Lancemos una mirada a Italia y a la ciudad eterna. Tampoco aquí se conocía doctrina social alguna, pero sí la acción social, en forma de caridad, reconocida y promovida por los papas desde la renovación del siglo XVI. El cuidado de los enfermos, incluso de los apestados, fue el contenido de un voto especial de la congregación fundada en 1582 por san Camilo de Lelis. Para la enseñanza de niños pobres Juan Leonardi fundó en 1583, en Lucca, su congregación de sacerdotes. Aproximadamente unos diez años después, el noble aragonés José de Calasanz se compadecía del abandono de los niños pobres que crecían en Roma y no iban a la escuela. También él reunió en torno suyo a unos cuantos amigos, los «Clérigos regulares pobres, para escuelas piadosas», los piaristas o escolapios, que enseñaban gratis en sus escuelas. A pesar de las grandes dificultades que encontraron en la Curia, su obra se extendió, durante la Guerra de los Treinta Años, hasta Moravia, Polonia y Hungría, apoyada por ilustres príncipes de la Iglesia, a fin de recatolizar las ignorantes masas del pueblo.

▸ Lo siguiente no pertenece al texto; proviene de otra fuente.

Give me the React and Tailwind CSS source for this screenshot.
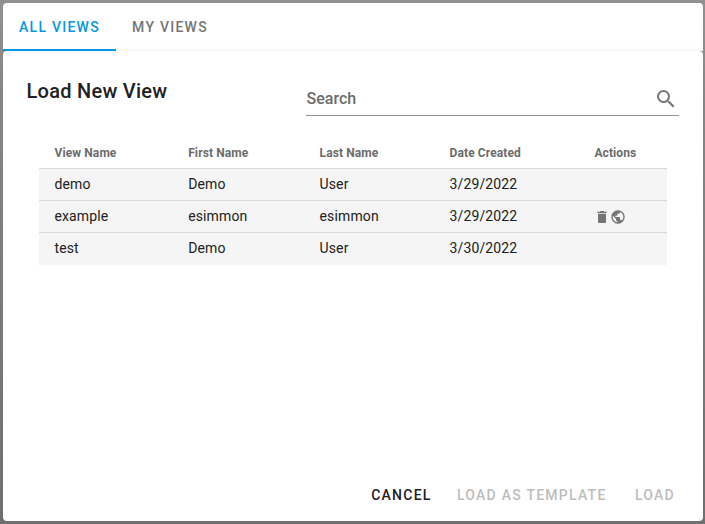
import React from "react";
import { MdSearch, MdDelete, MdPublic } from "react-icons/md";

const rows = [
  { name: "demo", first: "Demo", last: "User", date: "3/29/2022" },
  { name: "example", first: "esimmon", last: "esimmon", date: "3/29/2022", actions: true },
  { name: "test", first: "Demo", last: "User", date: "3/30/2022" },
];

const GRID = "grid grid-cols-[133.7px_131.4px_130px_144.8px_1fr] items-center pl-[15.5px]";

export default function App() {
  return (
    <div className="h-[524px] w-[705px] bg-linear-to-b from-[#919191] via-[#858585] via-20% to-[#6f6f6f] pt-[3px] pr-[2px] pb-[3px] pl-[3px] font-[Roboto,sans-serif] text-[#212121]">
      <div className="flex h-full flex-col">
        <div className="flex h-12 shrink-0 rounded-t bg-linear-to-b from-white from-90% to-[#f7f7f7] text-sm font-medium tracking-[1.25px]">
          <div className="flex w-[113px] items-center justify-center rounded-tl border-b-2 border-[#0398e2] pt-0.5 text-[#0398e2]">ALL VIEWS</div>
          <div className="flex w-[108px] items-center justify-center text-[#757575]">MY VIEWS</div>
        </div>
        <div className="flex flex-1 flex-col rounded bg-white">
          <div className="flex h-[65px] justify-between px-6">
            <h1 className="-ml-[0.5px] pt-6 text-xl leading-8 font-medium tracking-[0.27px]">Load New View</h1>
            <div className="flex w-[373px] items-center justify-between border-b border-[#949494] pt-[31px] text-[#6b6b6b]">
              <span className="pl-[0.5px] text-base font-medium tracking-[0.02px]">Search</span>
              <MdSearch className="mr-px size-6 text-[#757575]" />
            </div>
          </div>
          <div className="mx-9 mt-5">
            <div className={GRID + " h-8 pt-0.5 text-xs font-bold tracking-[0.1px] text-[#6b6b6b]"}>
              <span>View Name</span>
              <span>First Name</span>
              <span>Last Name</span>
              <span>Date Created</span>
              <span>Actions</span>
            </div>
            <div className="bg-[#f5f5f5] pb-px">
              {rows.map((row) => (
                <div key={row.name} className={GRID + " h-8 border-t border-[#d9d9d9] pb-0.5 text-sm tracking-[0.12px]"}>
                  <span>{row.name}</span>
                  <span>{row.first}</span>
                  <span>{row.last}</span>
                  <span>{row.date}</span>
                  {row.actions && (
                    <span className="-ml-[0.4px] flex pt-0.5 text-[#757575]">
                      <MdDelete className="size-4" />
                      <MdPublic className="size-4" />
                    </span>
                  )}
                </div>
              ))}
            </div>
          </div>
          <div className="mt-auto flex h-[52px] items-center justify-end pr-7 text-sm font-medium tracking-[1.25px] text-[#bdbdbd]">
            <button className="mr-[25.3px] text-[#212121]">CANCEL</button>
            <button className="mr-[28.4px]">LOAD AS TEMPLATE</button>
            <button>LOAD</button>
          </div>
        </div>
      </div>
    </div>
  );
}
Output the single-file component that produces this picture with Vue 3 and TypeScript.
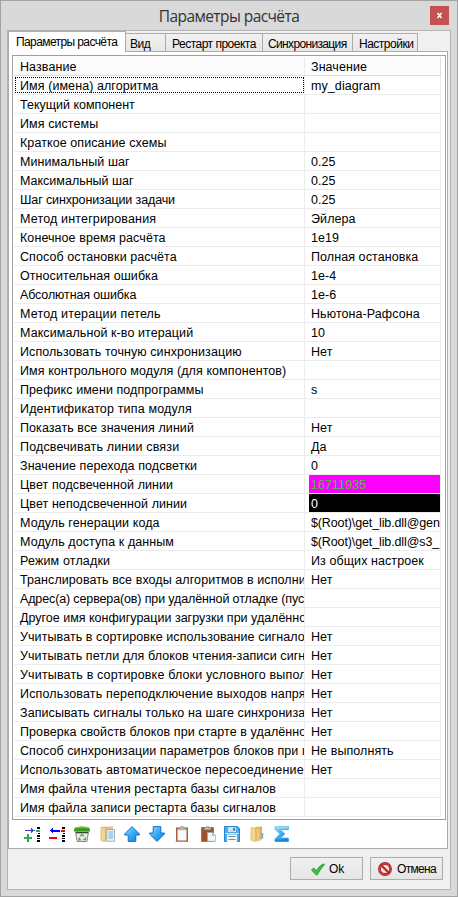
<script setup lang="ts">
interface Row {
  name: string
  value?: string
  tone?: string
}

const tabs: { label: string; cls: string }[] = [
  { label: 'Параметры расчёта', cls: 'active' },
  { label: 'Вид', cls: 't-view' },
  { label: 'Рестарт проекта', cls: 't-restart' },
  { label: 'Синхронизация', cls: 't-sync' },
  { label: 'Настройки', cls: 't-settings' },
]

const rows: Row[] = [
  { name: 'Имя (имена) алгоритма', value: 'my_diagram', tone: 'focused' },
  { name: 'Текущий компонент', tone: 'snug' },
  { name: 'Имя системы' },
  { name: 'Краткое описание схемы' },
  { name: 'Минимальный шаг', value: '0.25' },
  { name: 'Максимальный шаг', value: '0.25', tone: 'snug' },
  { name: 'Шаг синхронизации задачи', value: '0.25', tone: 'tight' },
  { name: 'Метод интегрирования', value: 'Эйлера', tone: 'wide' },
  { name: 'Конечное время расчёта', value: '1e19' },
  { name: 'Способ остановки расчёта', value: 'Полная остановка' },
  { name: 'Относительная ошибка', value: '1e-4' },
  { name: 'Абсолютная ошибка', value: '1e-6', tone: 'tight' },
  { name: 'Метод итерации петель', value: 'Ньютона-Рафсона', tone: 'wide' },
  { name: 'Максимальной к-во итераций', value: '10' },
  { name: 'Использовать точную синхронизацию', value: 'Нет' },
  { name: 'Имя контрольного модуля (для компонентов)' },
  { name: 'Префикс имени подпрограммы', value: 's' },
  { name: 'Идентификатор типа модуля', tone: 'wide' },
  { name: 'Показать все значения линий', value: 'Нет' },
  { name: 'Подсвечивать линии связи', value: 'Да', tone: 'wide' },
  { name: 'Значение перехода подсветки', value: '0' },
  { name: 'Цвет подсвеченной линии', value: '16711935', tone: 'magenta' },
  { name: 'Цвет неподсвеченной линии', value: '0', tone: 'black' },
  { name: 'Модуль генерации кода', value: '$(Root)\\get_lib.dll@gen', tone: 'path' },
  { name: 'Модуль доступа к данным', value: '$(Root)\\get_lib.dll@s3_', tone: 'path' },
  { name: 'Режим отладки', value: 'Из общих настроек', tone: 'wide' },
  { name: 'Транслировать все входы алгоритмов в исполни', value: 'Нет' },
  { name: 'Адрес(а) сервера(ов) при удалённой отладке (пус', tone: 'tight' },
  { name: 'Другое имя конфигурации загрузки при удалённо', tone: 'snug' },
  { name: 'Учитывать в сортировке использование сигнало', value: 'Нет' },
  { name: 'Учитывать петли для блоков чтения-записи сигн', value: 'Нет' },
  { name: 'Учитывать в сортировке блоки условного выпол', value: 'Нет', tone: 'wide' },
  { name: 'Использовать переподключение выходов напря', value: 'Нет', tone: 'wide' },
  { name: 'Записывать сигналы только на шаге синхрониза', value: 'Нет' },
  { name: 'Проверка свойств блоков при старте в удалённо', value: 'Нет' },
  { name: 'Способ синхронизации параметров блоков при п', value: 'Не выполнять' },
  { name: 'Использовать автоматическое пересоединение', value: 'Нет', tone: 'wide' },
  { name: 'Имя файла чтения рестарта базы сигналов' },
  { name: 'Имя файла записи рестарта базы сигналов' },
]
</script>

<template>
  <div class="window">
    <header class="titlebar">
      <span class="title">Параметры расчёта</span>
      <button class="close">
        <svg width="19" height="19" viewBox="0 0 19 19"><path d="M7.500 7L11.500 12M11.500 7L7.500 12" stroke="#fff" stroke-width="1.600" /></svg>
      </button>
    </header>
    <main class="client">
      <nav class="tabs">
        <span v-for="t in tabs" :key="t.label" class="tab" :class="t.cls">{{ t.label }}</span>
      </nav>
      <section class="page">
        <div class="grid">
          <div class="row head">
            <span class="name">Название</span>
            <span class="value">Значение</span>
          </div>
          <div v-for="r in rows" :key="r.name" class="row" :class="r.tone">
            <span class="name">{{ r.name }}</span>
            <span class="value">{{ r.value }}</span>
          </div>
        </div>
        <div class="tools">
          <svg class="i1" width="16" height="16" viewBox="0 0 16 16" shape-rendering="crispEdges">
            <path d="M1 4h6V2h1v1h1v1h2v1H9v1H8v1H7V5H1z" fill="#3f48cc" />
            <path d="M12 4h4v2h-4zM3 8h2v3h3v2H5v3H3v-3H0v-2h3z" fill="#22b14c" />
            <path d="M13 1h3v2h-3zM14 7h2v1h-2zM13 9h3v2h-3zM13 12h3v1h-3zM13 14h3v2h-3z" />
          </svg>
          <svg class="i2" width="16" height="16" viewBox="0 0 16 16" shape-rendering="crispEdges">
            <path d="M11 4H4V2H3v1H2v1H1v1h1v1h1v1h1V6h7z" fill="#00f" />
            <path d="M12 4h4v2h-4zM0 11h8v2H0z" fill="#f00" />
            <path d="M13 1h3v2h-3zM14 7h2v1h-2zM13 9h3v2h-3zM13 12h3v1h-3zM13 14h3v2h-3z" />
          </svg>
          <svg class="i3" width="16" height="16" viewBox="0 0 16 16">
            <path d="M1.500 6h13l-1.700 9.500H3.200z" fill="#ebebeb" stroke="#888" />
            <path d="M1 1.500Q8-.7 15 1.500L16 4v1.500H0V4z" fill="#3b9b18" />
            <path d="M1.500 2Q8 .2 14.500 2" stroke="#8bd653" fill="none" />
            <path d="M2 6h12v1.300H2z" fill="#3b423b" />
            <path d="M6.300 10.200L8 8.400l1.800 2M11 11.400l.6 2-2.400.4M7.200 13.800H4.700l1-2.300" fill="none" stroke="#4fb524" stroke-width="1.300" />
          </svg>
          <svg class="i4" width="16" height="16" viewBox="0 0 16 16">
            <path d="M1 1.500L5 .5h8v13L6 15l-5-.7z" fill="#e3c07c" />
            <path d="M1 1.300l4.400.8V16L1 14.400z" fill="#f2d795" stroke="#d0a45c" stroke-width=".6" />
            <path d="M6.800 3.500h7.700v11.800H6.800z" fill="#eaf5fa" stroke="#8fa5ae" stroke-width=".8" />
            <path d="M8.500 6h4.700M8.500 8h4.700M8.500 10h4.700M8.500 12h4.700" stroke="#67aed6" />
          </svg>
          <svg class="i5" width="16" height="16" viewBox="0 0 16 16">
            <defs>
              <linearGradient id="blue" x1="0" y1="0" x2="1" y2="1">
                <stop offset="0" stop-color="#9be3ff" /><stop offset=".5" stop-color="#35aaf5" /><stop offset="1" stop-color="#1377d7" />
              </linearGradient>
            </defs>
            <path d="M8 .6L15.400 8v1h-3.600v6.400H4.200V9H.6V8z" fill="url(#blue)" stroke="#1470c4" />
          </svg>
          <svg class="i6" width="16" height="16" viewBox="0 0 16 16">
            <path d="M8 15.400L15.400 8V7h-3.600V.6H4.200V7H.6v1z" fill="url(#blue)" stroke="#1470c4" />
          </svg>
          <svg class="i7" width="16" height="16" viewBox="0 0 16 16">
            <path d="M2 1.500h12V16H2z" fill="#a85f3c" />
            <path d="M3.500 3h9v11.500h-9z" fill="#f6faf9" />
            <path d="M4.500 3.800V2L7 1.500V.3h2v1.200l2.500.5v1.800z" fill="#b7b9bc" stroke="#8a817e" stroke-width=".5" />
            <path d="M.5 15.700h15" stroke="#bbb" stroke-width=".6" />
          </svg>
          <svg class="i8" width="16" height="16" viewBox="0 0 16 16">
            <path d="M1.500 1.500h12V15.500h-12z" fill="#9c532f" stroke="#7d3f22" stroke-width=".5" />
            <path d="M4 3.800V2L6.500 1.500V.3h2v1.200l2.500.5v1.800z" fill="#c3c3c5" stroke="#8a817e" stroke-width=".5" />
            <path d="M7.500 6.500h5l3 3v5.800h-8z" fill="#f1f8f7" stroke="#9bb0b0" stroke-width=".7" />
            <path d="M12.500 6.500v3h3" fill="#c4d8d6" stroke="#8fa9a8" stroke-width=".6" />
          </svg>
          <svg class="i9" width="16" height="16" viewBox="0 0 16 16">
            <path d="M.5 .5h13l2 2v13H.5z" fill="#4aaeea" stroke="#2384cd" />
            <path d="M4 1h8v5H4z" fill="#d3e0e9" /><path d="M9 1.800h2v3H9z" fill="#4383af" />
            <path d="M3 8.500h10V16H3z" fill="#f5f6f7" />
            <path d="M4.500 10.500h7M4.500 13.500h7" stroke="#7f8d99" />
            <path d="M1 7.500h14" stroke="#b7e7ff" />
          </svg>
          <svg class="i10" width="16" height="16" viewBox="0 0 16 16">
            <path d="M5 1l7-.5V13l-6 2z" fill="#dcb158" />
            <path d="M1 1.500l4.500.8V15.700L1 14z" fill="#f4d78c" stroke="#d5aa52" stroke-width=".6" />
            <path d="M6.500 2.500l3-.5v12l-3 1.500z" fill="#edcb7b" />
            <path d="M12.500 7v5.500" stroke="#55b5ef" stroke-width="1.500" />
            <path d="M7 15.500l5-2" stroke="#aaa" stroke-width=".5" />
          </svg>
          <svg class="i11" width="16" height="16" viewBox="0 0 16 16">
            <path d="M1 .5h13.500v3.200H6.500L11 8l-4.500 4H14.500v3.500H1v-3L6 8 1 3.500z" fill="url(#blue)" stroke="#57aee3" stroke-width=".7" />
            <path d="M1 .5h13.500v2H1z" fill="#9fd8f6" />
            <path d="M1 13.500h13.500v2H1z" fill="#1788d8" />
          </svg>
        </div>
      </section>
      <footer class="buttons">
        <button class="btn">
          <svg width="16" height="16" viewBox="0 0 16 16"><path d="M1.500 9L3.500 7l3 2.500Q9.500 4.500 13.500 2.800l1 .8Q10.500 8 7.300 13.800H6z" fill="#32c53c" stroke="#249b2d" stroke-width=".8" /></svg>
          <span class="ok">Ok</span>
        </button>
        <button class="btn cancel">
          <svg width="16" height="16" viewBox="0 0 16 16"><circle cx="8" cy="8" r="5.500" fill="#f4e9e9" stroke="#a91d22" stroke-width="2.800" /><circle cx="8" cy="8" r="5.500" fill="none" stroke="#d13b3e" stroke-width="1.600" /><path d="M4 4l8 8" stroke="#c2272b" stroke-width="2.400" /></svg>
          <span>Отмена</span>
        </button>
      </footer>
    </main>
  </div>
</template>

<style>
body {
  margin: 0;
}
</style>

<style scoped>
* {
  box-sizing: border-box;
}
.window {
  width: 458px;
  height: 897px;
  border: 1px solid #a3a3a3;
  background: #d9d9d9;
  padding: 0 6px;
  font: 12.5px/16px 'Liberation Sans', Arial, sans-serif;
  color: #000;
}
.titlebar {
  height: 29px;
  display: flex;
  justify-content: center;
  position: relative;
}
.title {
  font: 15.5px/20px 'Open Sans', 'Noto Sans', sans-serif;
  letter-spacing: -0.58px;
  color: #333;
  padding-top: 5px;
}
.close {
  position: absolute;
  right: 2px;
  top: 5px;
  width: 19px;
  height: 19px;
  background: #c75050;
  border: 0;
  padding: 0;
}
.close svg {
  display: block;
}
.client {
  height: 860px;
  width: 444px;
  border: 1px solid #b4b4b4;
  background: #f0f0f0;
}
.tabs {
  display: flex;
  align-items: flex-end;
  width: 440px;
  height: 21px;
  white-space: nowrap;
  font-size: 12px;
  letter-spacing: -0.5px;
}
.tabs::after {
  content: '';
  flex: 1;
  border-bottom: 1px solid #acacac;
}
.tab {
  flex: none;
  height: 19px;
  border: 1px solid #acacac;
  border-left: 0;
  background: linear-gradient(#f1f1f1, #e6e6e6);
  padding: 2px 0 0 4px;
}
.tab.active {
  width: 118px;
  height: 21px;
  background: #fff;
  border-left: 1px solid #acacac;
  border-bottom: 0;
  padding: 2px 0 0 7px;
  letter-spacing: -0.6px;
}
.t-view { width: 40px; }
.t-restart { width: 97px; padding-left: 6px; }
.t-sync { width: 90px; padding-left: 5px; letter-spacing: -0.65px; }
.t-settings { width: 65px; padding-left: 6px; }
.page {
  width: 440px;
  height: 797px;
  background: #fff;
  border: 1px solid #acacac;
  border-top: 0;
  padding: 3px 1px 0 3px;
}
.grid {
  width: 434px;
  height: 765px;
  border: 1px solid #a0a0a0;
  padding: 1px 0 0 1px;
  letter-spacing: 0.08px;
}
.row {
  width: 427px;
  height: 19px;
  display: flex;
  border-bottom: 1px solid #ececec;
  border-right: 1px solid #ececec;
}
.name,
.value {
  overflow: hidden;
  white-space: pre;
  height: 18px;
  line-height: 20px;
}
.name {
  width: 291px;
  border-right: 1px solid #ececec;
  padding-left: 6px;
}
.value {
  flex: 1;
  min-width: 0;
  margin-left: 4px;
  padding-left: 2px;
}
.head {
  background: #fcfcfc;
  border-color: #dfdfdf;
}
.tight .name {
  letter-spacing: -0.13px;
}
.snug .name {
  letter-spacing: 0;
}
.wide .name {
  letter-spacing: 0.16px;
}
.path .value {
  letter-spacing: -0.12px;
}
.focused .name {
  position: relative;
}
.focused .name::after {
  content: '';
  position: absolute;
  left: 1px;
  right: 0;
  top: 1px;
  bottom: 1px;
  border: 1px dotted #000;
}
.magenta .value {
  background: #f0f;
  color: #3fc03f;
}
.black .value {
  background: #000;
  color: #fff;
}
.tools {
  display: flex;
  padding: 6px 0 0 12px;
}
.tools svg {
  flex: none;
}
.i2, .i3, .i6 { margin-left: 9px; }
.i4, .i7, .i10 { margin-left: 10px; }
.i5, .i9, .i11 { margin-left: 8px; }
.i7 { margin-left: 9px; }
.i8 { margin-left: 10px; }
.buttons {
  display: flex;
  gap: 7px;
  padding: 8px 0 0 282px;
}
.btn {
  width: 73px;
  height: 23px;
  border: 1px solid #acacac;
  background: linear-gradient(#f0f0f0, #e5e5e5);
  display: flex;
  align-items: center;
  padding: 1px 0 0 19px;
  gap: 3px;
  font: inherit;
  font-size: 12px;
  letter-spacing: -0.7px;
}
.ok {
  letter-spacing: 0;
}
.btn.cancel {
  padding-left: 6px;
  gap: 4px;
}
</style>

Rápidamente la congregación incluyó también entre sus obligaciones el atender a las escuelas superiores.

 

La postura personal de los papas, algunos de los cuales procedían de las capas más pobres del pueblo, era, por cierto, muy distinta. Mientras Urbano VIII no se hizo querer del pueblo, por los enormes tributos que impuso, Sixto V se hizo acreedor a grandes méritos, porque eliminó la plaga de ladrones que asolaba la Campaña y llevó a cabo la desecación de las lagunas del Pontino. Inocencio XI, con su bondad, dejó un gratísimo recuerdo. Como mecenas y constructores, los papas crearon muchos puestos de trabajo. Así, la erección de la basílica de San Pedro puede ser considerada también como una obra social. Citemos algunos detalles interesantes sobre el ambiente de trabajo que, según nos ha sido transmitido, reinaba allí.

 

Cuando se estaba levantando el obelisco en medio de la plaza de San Pedro, se encontraban en ella, como espectadores, todos los personajes de rango y prestigio que vivían en Roma, tanto príncipes como cardenales. En medio del trabajo sonaron las doce de la mañana. Inmediatamente se interrumpió la labor a fin de que los trabajadores realizaran, sin ser molestados, la comida del mediodía. Se hizo esperar con la mayor calma al numeroso público hasta que de nuevo se volvió a atar las sogas. Aunque los trabajos de construcción de la iglesia de San Pedro no podían ser interrumpidos durante los meses calurosos de verano, sin embargo, se montó una gran lona sobre la gigantesca plaza para que los trabajadores pudieran defenderse del sol. Cada vez que se concluía una de las partes principales del edificio, se daba una «allegrezza», una especie de comida extraordinaria al aire libre, con música, para todos cuantos habían participado en la obra. Una «allegrezza», una fiesta «donde el amor se regocija» (Crisóstomo), era el resumen de la mentalidad de una Iglesia refortalecida tras una crisis mortal.